Over one thousand albums. Granted I don’t listen to all of those albums regularly and still less very often at all, if ever. But there are a few, a precious few, which I go to often. To call them favorites, would not do. They are more. They are the warmth of a couch and a cup of hot tea on a snowy winter’s day. They are the first warm rays of spring which tighten the skin on into cool night’s laughing with friends. They are the smiles of Christmas and the tears of Good Friday. They are far more than albums of music, they hold memories and heat and light and ideas and thoughts and concerns and moments which echo through the notes…they are not entertainment.

I am sure there are more. But below I have listed ten.

1. Billie Holiday, Jazz Masters 12 – Some realities defy the ability to be explained. Billie Holiday’s effect on me stretches back 10 years and feels like the grip of a warm embrace. My favorite voice, this album is the reason it is part of the furniture of my mind. It starts with “What A Little Moonlight Can Do” and then you’re taken into the depths of the American heart.

2. Bon Iver, For Emma, Forever Ago – Some albums, you listen to, others you swim into the depths of. This album never gets old. Of all my albums, it sits in winter solitude. I cannot listen to it without feeling the whiteness of Wichita snow. There is no album like it.

3. Van Morrison, Hymns to the Silence – Many nights were spent driving through the hills and vales of Birmingham as a young single guy, listening to this album. Gas was cheap then and I would just drive around for hours, for solitude and release. Van was a regular companion. Emotions will get the better of me, if I’m not careful, when listening to ‘On Hyndford Street.” A friend of mine speculated that Van was after beauty like many were after fame and money. This album is full of what he was looking for.

4. Bob Dylan, The Times They Are A’Changin – The first time this album hit my ears, I was driving down highway 31 in Hoover…not far from where I now live. Usually you don’t want to turn up just a guy and a guitar and a harmonica. But he sings with such power, volume feels right. If this was the only album he ever recorded, he would still be a favorite. As it is, I named my son after him.

5. John Coltrane, A Love Supreme – While I was studying in St. Louis, Jazz got a hold of me. Previously it was interesting, but then I started to go deep and wanted to hear more and marinate in most of it. I remember calling a number of stores before I found one which carried this album. So we drove up  170 and when my wife saw the cover of the CD, she wondered why it cost so much for 3 songs. We drove straight from there to Kirk and Debbie’s and listened to it as we ate and drank and laughed. A wonderful album.

6. Bruce Springsteen, Nebraska – It’s an album of novels, full of americana grit and glory. Stories of what was, is and could never be told masterfully. You can feel the midwestern winds pelting your face on deep Winter nights among the words. When no other album suits, Nebraska more than does.

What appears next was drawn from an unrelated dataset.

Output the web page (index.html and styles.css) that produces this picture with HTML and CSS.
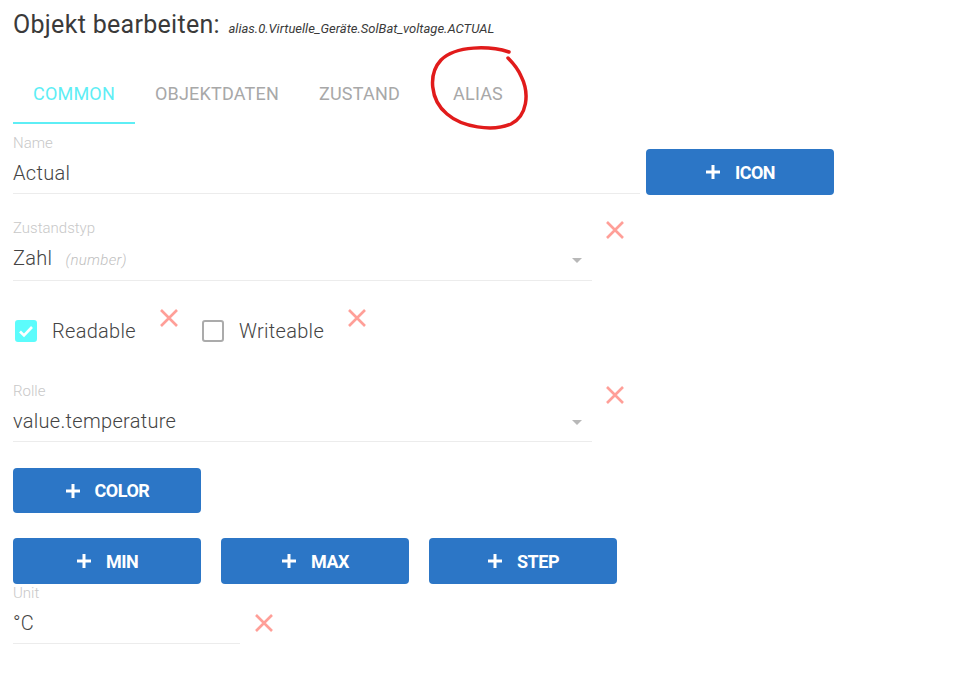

7. Diana Krall, The Look of Love – All my favorite albums involve a place. My wife gave me this album  on my 30th birthday week. It was a rainy, cold, late October Sunday morning. When she sings these Bossa Nova inspired songs, I can close my eyes and see my wife sitting next to me in our Honda as we drive to Church listening. The title track is mesmerizing.

8. Patty Griffin, 1000 Kisses – Another album I bought with my wife in St. Louis. We listened to this till we knew the silence in between the songs by heart. Patty could sing the phonebook and I would buy it. Almost all of my papers in Seminary were written with her angelic voice coursing through my headphones. When she toured supporting this album, I headed up her street team when she came and played at The Pageant on Delmar. Lush, like a southern mountainside in the throes of Spring, no notes should be ignored. “Be Careful” is one of the most powerful songs I’ve ever heard.

9. Andrew Peterson, Love and Thunder – I’d have never bought this one if I had not seen him in concert supporting it. After at least one hundred listens, I can safely say, there are no albums by believers which move me like this one. When he sings, “You sent that telegraph to tell her that you missed her…” geez, there are no words. ‘The Silence of God’ and ‘After the Last Tear Falls’ may be the most appropriately juxtaposed songs I have.

10. Emmylou Harris, Spyboy – One hour for lunch spent at a used CD store on highway 31 in Hoover yielded a copy. When I returned to my work, I put it on and I remember as she began to sing, putting my head down on my desk because it was so wonderful. My wife knows I have a kind of crush on her and she is OK with that. OK enough to wait outside the Ryman in an alley hoping and then procuring an autograph. This is my favorite live album. Period.

OK, so what are some of your go to albums?